--- START ---

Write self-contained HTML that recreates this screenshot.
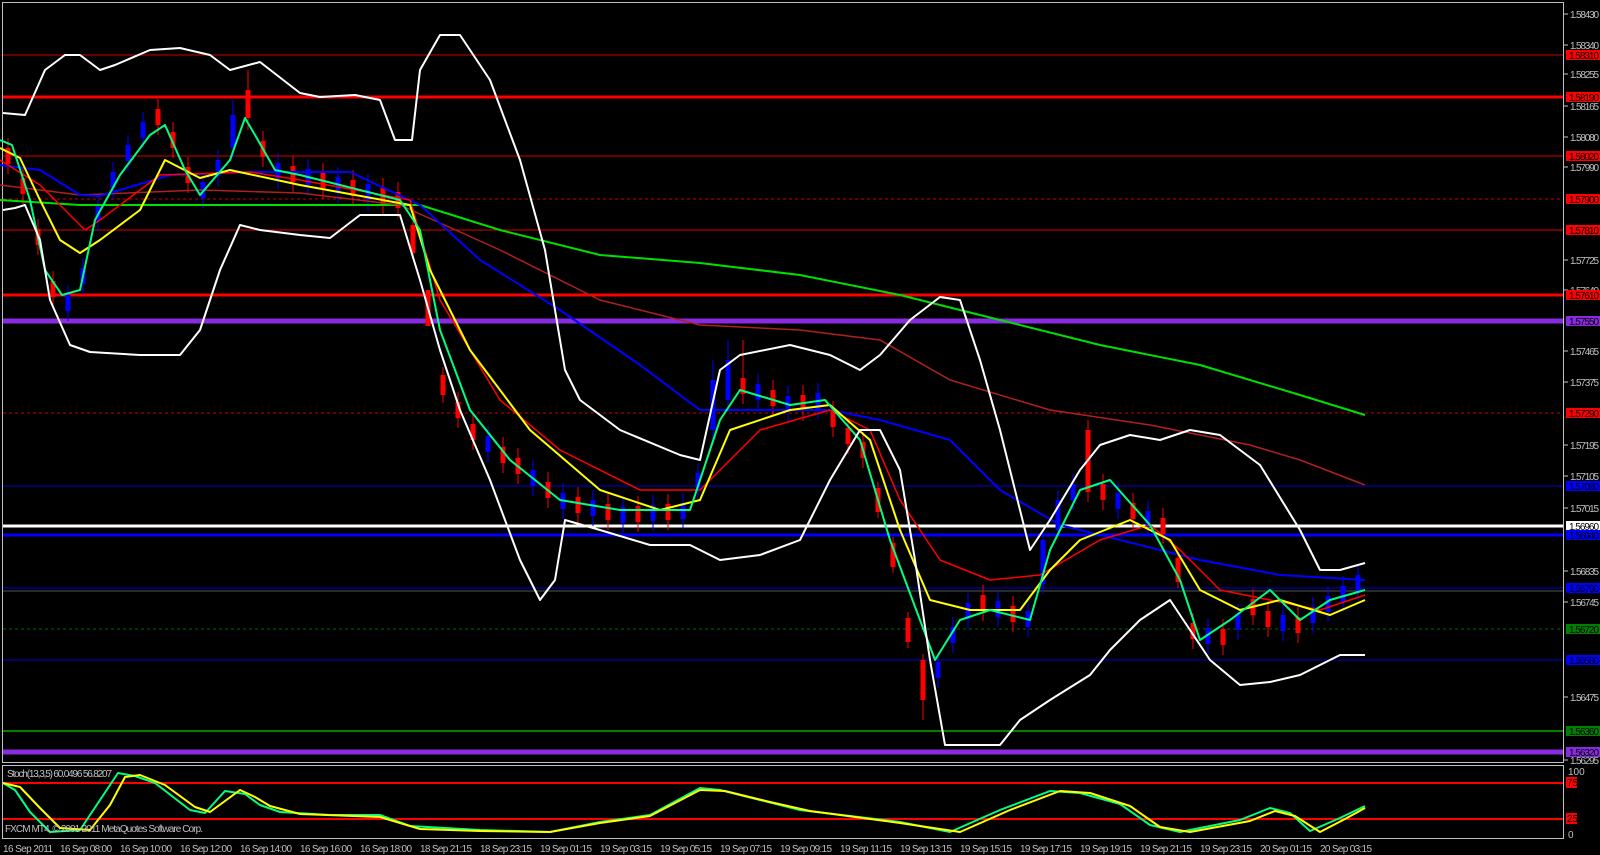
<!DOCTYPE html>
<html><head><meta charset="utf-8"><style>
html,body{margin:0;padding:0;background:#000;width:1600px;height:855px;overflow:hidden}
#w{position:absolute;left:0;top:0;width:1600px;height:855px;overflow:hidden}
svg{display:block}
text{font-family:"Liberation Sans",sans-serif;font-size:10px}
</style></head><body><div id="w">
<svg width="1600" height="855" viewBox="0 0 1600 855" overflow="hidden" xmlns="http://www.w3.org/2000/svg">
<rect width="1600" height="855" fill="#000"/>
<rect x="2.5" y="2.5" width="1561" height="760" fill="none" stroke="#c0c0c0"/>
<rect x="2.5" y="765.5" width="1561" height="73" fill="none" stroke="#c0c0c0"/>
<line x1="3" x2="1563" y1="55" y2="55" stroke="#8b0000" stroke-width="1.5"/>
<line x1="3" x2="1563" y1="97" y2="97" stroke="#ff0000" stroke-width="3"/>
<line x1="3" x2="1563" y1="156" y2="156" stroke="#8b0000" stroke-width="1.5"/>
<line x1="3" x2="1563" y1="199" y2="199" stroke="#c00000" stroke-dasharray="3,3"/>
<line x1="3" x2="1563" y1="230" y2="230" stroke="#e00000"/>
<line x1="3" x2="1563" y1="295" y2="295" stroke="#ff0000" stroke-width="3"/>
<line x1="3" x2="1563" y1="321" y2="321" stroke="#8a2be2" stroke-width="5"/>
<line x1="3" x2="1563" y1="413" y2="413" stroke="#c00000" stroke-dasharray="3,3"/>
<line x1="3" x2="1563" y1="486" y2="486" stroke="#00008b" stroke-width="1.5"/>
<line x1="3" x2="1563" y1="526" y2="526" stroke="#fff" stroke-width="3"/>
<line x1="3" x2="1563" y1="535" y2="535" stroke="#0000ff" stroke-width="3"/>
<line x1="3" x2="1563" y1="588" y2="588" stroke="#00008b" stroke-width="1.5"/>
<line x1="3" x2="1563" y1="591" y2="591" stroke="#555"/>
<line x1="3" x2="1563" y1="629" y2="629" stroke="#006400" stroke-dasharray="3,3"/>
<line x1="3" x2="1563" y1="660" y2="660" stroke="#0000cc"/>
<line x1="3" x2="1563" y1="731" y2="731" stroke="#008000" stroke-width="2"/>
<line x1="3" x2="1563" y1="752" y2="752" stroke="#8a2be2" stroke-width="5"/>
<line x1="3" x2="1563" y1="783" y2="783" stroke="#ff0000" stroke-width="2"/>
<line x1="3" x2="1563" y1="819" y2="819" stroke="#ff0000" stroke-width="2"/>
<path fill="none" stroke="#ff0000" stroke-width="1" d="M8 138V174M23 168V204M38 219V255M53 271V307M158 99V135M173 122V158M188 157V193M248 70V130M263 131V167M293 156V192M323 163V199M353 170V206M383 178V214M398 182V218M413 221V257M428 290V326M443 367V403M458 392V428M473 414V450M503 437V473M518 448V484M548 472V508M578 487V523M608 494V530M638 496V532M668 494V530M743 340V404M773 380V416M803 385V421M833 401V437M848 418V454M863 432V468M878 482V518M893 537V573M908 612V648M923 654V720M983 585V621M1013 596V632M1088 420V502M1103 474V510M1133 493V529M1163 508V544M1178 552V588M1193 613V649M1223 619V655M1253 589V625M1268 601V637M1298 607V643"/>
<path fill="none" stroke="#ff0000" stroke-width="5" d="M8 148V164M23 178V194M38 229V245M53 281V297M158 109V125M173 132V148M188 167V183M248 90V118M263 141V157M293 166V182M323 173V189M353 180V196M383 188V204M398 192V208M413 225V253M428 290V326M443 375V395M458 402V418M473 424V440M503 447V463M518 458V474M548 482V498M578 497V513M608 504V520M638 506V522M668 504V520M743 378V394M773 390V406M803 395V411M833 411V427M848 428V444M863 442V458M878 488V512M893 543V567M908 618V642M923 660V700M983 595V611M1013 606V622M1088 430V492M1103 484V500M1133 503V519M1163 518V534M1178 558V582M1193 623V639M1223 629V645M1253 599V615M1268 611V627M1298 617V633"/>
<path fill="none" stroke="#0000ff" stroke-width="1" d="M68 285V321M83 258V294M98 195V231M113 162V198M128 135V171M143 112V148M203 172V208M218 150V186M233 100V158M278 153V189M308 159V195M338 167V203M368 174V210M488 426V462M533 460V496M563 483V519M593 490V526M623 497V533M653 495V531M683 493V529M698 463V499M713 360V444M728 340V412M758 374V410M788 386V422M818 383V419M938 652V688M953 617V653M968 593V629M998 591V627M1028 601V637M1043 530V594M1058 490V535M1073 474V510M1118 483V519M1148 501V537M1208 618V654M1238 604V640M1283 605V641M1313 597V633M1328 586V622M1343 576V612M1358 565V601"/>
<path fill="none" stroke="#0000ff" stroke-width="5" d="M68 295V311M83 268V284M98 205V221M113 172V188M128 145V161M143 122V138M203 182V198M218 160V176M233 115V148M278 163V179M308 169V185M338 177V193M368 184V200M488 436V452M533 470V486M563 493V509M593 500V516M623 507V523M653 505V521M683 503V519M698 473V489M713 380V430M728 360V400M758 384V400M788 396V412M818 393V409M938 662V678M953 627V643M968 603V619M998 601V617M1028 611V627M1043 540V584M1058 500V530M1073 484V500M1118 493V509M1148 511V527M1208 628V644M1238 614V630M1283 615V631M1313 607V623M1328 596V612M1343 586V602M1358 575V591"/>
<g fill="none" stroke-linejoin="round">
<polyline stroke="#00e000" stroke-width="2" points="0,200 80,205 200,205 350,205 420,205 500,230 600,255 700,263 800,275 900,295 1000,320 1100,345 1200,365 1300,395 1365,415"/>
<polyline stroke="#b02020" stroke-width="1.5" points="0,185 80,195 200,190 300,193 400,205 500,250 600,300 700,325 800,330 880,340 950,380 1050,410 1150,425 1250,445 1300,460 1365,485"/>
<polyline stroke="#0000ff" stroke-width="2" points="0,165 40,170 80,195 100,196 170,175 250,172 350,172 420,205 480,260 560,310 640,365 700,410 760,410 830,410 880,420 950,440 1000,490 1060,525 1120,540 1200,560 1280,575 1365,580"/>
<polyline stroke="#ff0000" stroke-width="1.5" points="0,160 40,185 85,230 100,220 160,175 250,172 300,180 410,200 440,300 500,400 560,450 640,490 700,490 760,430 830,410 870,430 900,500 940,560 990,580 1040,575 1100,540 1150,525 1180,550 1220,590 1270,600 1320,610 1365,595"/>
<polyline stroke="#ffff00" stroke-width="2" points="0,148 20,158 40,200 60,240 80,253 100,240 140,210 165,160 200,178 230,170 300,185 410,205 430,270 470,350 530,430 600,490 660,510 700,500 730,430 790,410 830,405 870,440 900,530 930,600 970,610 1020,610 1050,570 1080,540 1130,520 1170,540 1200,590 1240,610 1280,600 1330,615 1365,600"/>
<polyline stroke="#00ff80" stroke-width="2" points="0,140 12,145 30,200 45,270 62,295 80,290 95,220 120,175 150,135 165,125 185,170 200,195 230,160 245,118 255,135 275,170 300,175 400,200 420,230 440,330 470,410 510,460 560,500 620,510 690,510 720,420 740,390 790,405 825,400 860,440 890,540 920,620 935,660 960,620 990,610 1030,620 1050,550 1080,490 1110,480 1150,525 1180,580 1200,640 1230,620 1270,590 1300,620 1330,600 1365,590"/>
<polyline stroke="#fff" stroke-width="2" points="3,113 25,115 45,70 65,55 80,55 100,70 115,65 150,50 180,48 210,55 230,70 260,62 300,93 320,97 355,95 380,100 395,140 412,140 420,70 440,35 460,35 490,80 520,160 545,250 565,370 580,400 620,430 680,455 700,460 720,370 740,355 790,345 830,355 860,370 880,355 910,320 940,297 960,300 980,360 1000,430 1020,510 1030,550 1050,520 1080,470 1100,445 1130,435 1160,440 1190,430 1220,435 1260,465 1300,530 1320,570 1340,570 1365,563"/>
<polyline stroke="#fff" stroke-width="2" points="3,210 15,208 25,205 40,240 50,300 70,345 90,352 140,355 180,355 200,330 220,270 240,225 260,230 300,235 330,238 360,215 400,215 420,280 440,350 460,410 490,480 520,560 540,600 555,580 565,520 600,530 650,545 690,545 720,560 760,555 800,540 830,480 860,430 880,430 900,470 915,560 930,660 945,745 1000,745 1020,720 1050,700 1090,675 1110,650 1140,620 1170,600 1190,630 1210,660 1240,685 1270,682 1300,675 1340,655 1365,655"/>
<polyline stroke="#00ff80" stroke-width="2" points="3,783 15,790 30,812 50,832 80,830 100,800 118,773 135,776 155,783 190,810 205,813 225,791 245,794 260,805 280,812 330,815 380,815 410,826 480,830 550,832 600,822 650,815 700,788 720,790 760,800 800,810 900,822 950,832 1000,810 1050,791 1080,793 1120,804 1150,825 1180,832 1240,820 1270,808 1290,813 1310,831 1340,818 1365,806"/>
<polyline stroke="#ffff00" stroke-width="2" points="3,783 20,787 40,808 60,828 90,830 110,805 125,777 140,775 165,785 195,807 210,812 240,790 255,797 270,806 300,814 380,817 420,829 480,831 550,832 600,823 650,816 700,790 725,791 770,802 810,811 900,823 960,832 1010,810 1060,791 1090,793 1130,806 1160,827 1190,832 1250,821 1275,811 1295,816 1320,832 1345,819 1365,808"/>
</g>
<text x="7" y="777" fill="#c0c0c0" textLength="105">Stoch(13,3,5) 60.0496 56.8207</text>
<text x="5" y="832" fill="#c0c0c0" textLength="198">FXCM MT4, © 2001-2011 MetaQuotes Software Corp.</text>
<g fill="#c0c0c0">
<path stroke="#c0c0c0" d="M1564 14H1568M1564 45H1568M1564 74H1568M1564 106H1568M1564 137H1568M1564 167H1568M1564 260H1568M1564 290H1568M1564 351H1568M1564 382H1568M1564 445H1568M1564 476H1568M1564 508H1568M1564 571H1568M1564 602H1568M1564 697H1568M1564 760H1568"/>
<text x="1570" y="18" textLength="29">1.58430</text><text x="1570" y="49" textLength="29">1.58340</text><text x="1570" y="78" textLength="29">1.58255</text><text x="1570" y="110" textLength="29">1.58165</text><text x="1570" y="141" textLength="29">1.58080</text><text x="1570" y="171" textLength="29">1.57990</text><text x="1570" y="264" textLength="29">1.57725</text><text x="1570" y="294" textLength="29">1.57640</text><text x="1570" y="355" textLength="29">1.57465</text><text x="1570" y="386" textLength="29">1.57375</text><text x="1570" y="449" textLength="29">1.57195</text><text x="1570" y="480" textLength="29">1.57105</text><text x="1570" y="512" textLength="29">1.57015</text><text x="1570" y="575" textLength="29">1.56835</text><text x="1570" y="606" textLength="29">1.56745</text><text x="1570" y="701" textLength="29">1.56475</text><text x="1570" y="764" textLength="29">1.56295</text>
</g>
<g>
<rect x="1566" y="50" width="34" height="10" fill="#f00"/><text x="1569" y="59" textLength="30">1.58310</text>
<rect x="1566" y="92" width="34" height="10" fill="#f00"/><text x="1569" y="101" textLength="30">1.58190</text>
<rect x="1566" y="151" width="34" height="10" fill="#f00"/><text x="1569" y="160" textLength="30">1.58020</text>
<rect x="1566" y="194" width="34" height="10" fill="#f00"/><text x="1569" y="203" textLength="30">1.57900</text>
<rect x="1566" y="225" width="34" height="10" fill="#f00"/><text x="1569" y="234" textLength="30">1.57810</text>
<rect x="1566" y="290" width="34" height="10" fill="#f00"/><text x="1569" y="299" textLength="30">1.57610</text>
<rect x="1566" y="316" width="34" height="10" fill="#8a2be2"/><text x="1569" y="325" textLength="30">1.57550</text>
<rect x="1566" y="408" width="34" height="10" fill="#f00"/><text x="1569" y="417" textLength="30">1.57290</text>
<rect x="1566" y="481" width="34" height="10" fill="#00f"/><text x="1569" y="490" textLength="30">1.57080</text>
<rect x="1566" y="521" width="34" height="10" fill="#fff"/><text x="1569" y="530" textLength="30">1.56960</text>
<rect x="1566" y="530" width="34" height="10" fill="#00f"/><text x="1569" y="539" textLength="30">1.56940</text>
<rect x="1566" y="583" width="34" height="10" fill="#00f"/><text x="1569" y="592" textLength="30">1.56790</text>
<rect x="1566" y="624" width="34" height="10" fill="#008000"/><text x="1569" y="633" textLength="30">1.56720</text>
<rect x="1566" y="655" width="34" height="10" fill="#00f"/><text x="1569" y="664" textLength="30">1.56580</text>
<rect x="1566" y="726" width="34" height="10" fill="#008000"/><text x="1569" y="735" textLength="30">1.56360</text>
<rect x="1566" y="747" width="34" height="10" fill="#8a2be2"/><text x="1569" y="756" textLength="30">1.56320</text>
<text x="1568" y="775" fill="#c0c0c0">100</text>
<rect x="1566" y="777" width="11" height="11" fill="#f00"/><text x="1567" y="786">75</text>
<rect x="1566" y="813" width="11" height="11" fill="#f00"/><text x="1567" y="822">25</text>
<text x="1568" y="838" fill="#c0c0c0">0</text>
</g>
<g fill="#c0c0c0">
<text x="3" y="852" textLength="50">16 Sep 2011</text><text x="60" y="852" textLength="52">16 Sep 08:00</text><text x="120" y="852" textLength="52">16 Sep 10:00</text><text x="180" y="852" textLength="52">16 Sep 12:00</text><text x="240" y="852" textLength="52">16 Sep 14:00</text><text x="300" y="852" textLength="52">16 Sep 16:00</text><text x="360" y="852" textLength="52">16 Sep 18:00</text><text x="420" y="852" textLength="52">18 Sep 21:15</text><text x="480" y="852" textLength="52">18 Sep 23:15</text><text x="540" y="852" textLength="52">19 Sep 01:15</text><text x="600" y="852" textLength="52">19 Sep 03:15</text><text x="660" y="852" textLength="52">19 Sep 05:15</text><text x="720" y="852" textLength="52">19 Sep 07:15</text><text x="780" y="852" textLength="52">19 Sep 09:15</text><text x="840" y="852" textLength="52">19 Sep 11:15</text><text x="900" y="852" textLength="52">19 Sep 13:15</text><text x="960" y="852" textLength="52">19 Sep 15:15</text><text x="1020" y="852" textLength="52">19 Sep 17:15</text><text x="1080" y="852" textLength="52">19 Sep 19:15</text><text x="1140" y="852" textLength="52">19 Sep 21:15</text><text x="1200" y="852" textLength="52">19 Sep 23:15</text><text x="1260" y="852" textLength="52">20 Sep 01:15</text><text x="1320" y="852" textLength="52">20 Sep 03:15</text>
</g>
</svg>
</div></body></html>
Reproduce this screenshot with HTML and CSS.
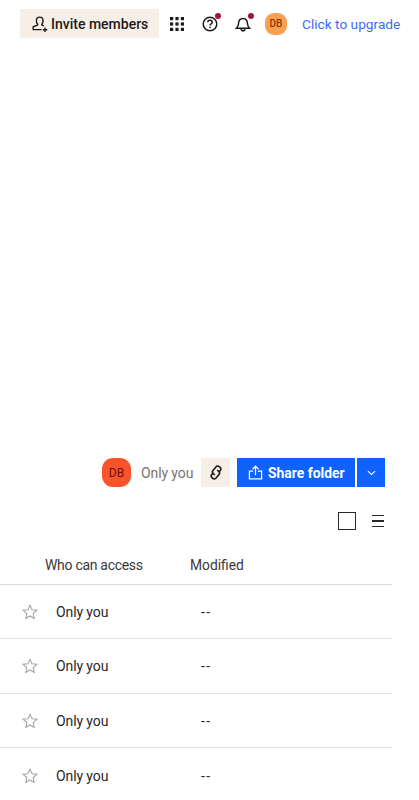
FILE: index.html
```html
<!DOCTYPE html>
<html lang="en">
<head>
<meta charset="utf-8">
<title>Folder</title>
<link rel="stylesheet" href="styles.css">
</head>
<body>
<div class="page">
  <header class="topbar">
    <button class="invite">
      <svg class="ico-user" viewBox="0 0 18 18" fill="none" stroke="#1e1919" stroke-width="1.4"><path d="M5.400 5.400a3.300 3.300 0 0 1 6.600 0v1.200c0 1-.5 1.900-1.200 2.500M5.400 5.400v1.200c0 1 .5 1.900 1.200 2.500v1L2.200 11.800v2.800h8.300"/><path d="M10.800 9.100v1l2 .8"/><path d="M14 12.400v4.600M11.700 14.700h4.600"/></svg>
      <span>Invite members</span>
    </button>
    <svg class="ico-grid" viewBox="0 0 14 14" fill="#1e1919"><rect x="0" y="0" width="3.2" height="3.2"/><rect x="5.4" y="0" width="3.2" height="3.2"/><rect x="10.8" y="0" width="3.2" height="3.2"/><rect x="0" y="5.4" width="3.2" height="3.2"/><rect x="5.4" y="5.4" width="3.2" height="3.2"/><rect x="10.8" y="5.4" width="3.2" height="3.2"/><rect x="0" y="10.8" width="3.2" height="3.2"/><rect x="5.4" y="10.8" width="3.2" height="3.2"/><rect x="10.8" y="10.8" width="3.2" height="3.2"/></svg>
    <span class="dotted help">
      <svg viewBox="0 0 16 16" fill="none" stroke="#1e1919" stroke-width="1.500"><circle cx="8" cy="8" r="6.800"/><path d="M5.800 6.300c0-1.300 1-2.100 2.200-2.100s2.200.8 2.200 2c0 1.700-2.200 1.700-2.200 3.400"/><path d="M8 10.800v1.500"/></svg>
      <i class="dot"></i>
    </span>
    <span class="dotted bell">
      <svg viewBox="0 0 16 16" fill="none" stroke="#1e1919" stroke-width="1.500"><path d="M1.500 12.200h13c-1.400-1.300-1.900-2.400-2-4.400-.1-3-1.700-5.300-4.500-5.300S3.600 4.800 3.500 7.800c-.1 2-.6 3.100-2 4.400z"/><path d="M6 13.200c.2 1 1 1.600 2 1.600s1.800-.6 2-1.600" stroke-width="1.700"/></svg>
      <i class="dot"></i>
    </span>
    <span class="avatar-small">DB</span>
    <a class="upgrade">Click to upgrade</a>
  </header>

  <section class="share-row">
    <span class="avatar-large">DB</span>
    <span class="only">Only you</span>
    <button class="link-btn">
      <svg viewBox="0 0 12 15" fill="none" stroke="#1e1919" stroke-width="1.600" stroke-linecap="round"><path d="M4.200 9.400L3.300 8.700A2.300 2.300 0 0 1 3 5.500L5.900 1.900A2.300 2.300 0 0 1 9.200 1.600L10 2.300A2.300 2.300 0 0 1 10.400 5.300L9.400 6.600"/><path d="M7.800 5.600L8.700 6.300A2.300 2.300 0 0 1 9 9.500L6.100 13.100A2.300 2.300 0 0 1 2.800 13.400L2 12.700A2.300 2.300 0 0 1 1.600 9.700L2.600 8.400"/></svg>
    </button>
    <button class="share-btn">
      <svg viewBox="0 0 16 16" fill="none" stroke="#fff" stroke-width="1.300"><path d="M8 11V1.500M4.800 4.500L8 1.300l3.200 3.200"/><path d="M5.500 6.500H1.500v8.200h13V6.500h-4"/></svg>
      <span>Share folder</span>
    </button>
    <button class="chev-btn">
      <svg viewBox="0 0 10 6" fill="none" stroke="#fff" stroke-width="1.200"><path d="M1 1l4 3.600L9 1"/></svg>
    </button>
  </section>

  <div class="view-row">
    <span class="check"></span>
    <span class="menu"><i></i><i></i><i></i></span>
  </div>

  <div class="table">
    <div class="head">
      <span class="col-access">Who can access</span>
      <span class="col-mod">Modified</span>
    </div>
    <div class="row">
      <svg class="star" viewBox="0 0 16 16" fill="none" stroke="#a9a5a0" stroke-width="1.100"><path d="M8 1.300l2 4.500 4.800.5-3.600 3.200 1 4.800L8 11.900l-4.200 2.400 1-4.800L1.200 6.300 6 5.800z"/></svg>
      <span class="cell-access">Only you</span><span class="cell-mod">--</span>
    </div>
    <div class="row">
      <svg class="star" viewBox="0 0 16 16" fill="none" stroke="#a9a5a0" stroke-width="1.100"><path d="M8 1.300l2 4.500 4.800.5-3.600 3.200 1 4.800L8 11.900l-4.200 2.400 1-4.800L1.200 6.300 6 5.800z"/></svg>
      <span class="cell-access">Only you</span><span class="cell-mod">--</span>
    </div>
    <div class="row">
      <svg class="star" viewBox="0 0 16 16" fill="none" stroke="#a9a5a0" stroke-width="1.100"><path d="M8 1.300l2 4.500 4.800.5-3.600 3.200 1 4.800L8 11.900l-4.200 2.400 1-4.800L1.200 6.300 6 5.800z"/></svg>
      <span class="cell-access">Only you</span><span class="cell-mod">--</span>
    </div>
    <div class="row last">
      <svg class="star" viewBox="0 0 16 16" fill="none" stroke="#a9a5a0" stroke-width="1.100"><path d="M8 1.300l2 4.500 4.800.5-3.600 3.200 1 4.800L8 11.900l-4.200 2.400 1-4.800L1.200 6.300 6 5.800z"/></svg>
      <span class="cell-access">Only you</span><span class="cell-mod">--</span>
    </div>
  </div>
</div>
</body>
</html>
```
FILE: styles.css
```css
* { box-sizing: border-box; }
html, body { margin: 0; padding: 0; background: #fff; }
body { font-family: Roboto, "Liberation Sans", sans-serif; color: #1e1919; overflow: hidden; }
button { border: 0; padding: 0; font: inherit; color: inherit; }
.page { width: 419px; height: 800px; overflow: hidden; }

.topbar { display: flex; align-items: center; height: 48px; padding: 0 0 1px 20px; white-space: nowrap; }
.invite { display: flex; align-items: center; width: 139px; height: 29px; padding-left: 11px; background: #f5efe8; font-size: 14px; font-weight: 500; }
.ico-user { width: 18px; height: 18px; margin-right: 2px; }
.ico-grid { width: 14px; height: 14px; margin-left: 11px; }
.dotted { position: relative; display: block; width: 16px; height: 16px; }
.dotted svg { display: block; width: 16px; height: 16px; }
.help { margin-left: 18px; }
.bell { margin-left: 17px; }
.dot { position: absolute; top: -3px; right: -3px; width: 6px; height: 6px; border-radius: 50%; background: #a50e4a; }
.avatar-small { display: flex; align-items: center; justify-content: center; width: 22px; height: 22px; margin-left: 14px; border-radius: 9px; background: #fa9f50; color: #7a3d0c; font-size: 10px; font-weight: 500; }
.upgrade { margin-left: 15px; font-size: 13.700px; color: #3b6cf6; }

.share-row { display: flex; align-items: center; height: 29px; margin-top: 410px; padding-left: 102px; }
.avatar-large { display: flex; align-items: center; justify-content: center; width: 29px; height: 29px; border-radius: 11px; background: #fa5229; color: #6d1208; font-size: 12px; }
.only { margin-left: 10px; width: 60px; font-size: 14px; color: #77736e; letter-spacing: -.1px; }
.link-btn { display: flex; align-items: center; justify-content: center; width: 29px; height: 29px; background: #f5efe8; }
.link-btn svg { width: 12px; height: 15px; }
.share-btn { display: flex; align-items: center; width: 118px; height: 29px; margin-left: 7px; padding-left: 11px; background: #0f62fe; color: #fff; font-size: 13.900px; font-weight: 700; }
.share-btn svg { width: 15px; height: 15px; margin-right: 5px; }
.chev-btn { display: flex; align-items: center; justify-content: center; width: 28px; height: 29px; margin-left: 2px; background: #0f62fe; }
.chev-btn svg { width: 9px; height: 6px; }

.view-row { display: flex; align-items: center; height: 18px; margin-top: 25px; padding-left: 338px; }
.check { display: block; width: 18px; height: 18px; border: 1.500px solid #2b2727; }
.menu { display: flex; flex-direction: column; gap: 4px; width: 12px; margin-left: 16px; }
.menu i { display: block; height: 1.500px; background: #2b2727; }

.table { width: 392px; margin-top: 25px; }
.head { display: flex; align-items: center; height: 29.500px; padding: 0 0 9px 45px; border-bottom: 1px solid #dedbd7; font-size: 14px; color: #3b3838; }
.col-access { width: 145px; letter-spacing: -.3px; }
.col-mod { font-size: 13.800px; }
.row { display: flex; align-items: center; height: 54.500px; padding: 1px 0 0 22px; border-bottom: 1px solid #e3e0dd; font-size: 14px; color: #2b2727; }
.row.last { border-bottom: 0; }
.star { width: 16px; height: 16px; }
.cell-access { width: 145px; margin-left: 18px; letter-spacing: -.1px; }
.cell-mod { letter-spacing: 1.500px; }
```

--- END ---

Task prompt: Look above for lines with the word "screenshot" and copy them all.

Worked answer:
Write self-contained HTML that recreates this screenshot.
Reproduce this screenshot with HTML and CSS.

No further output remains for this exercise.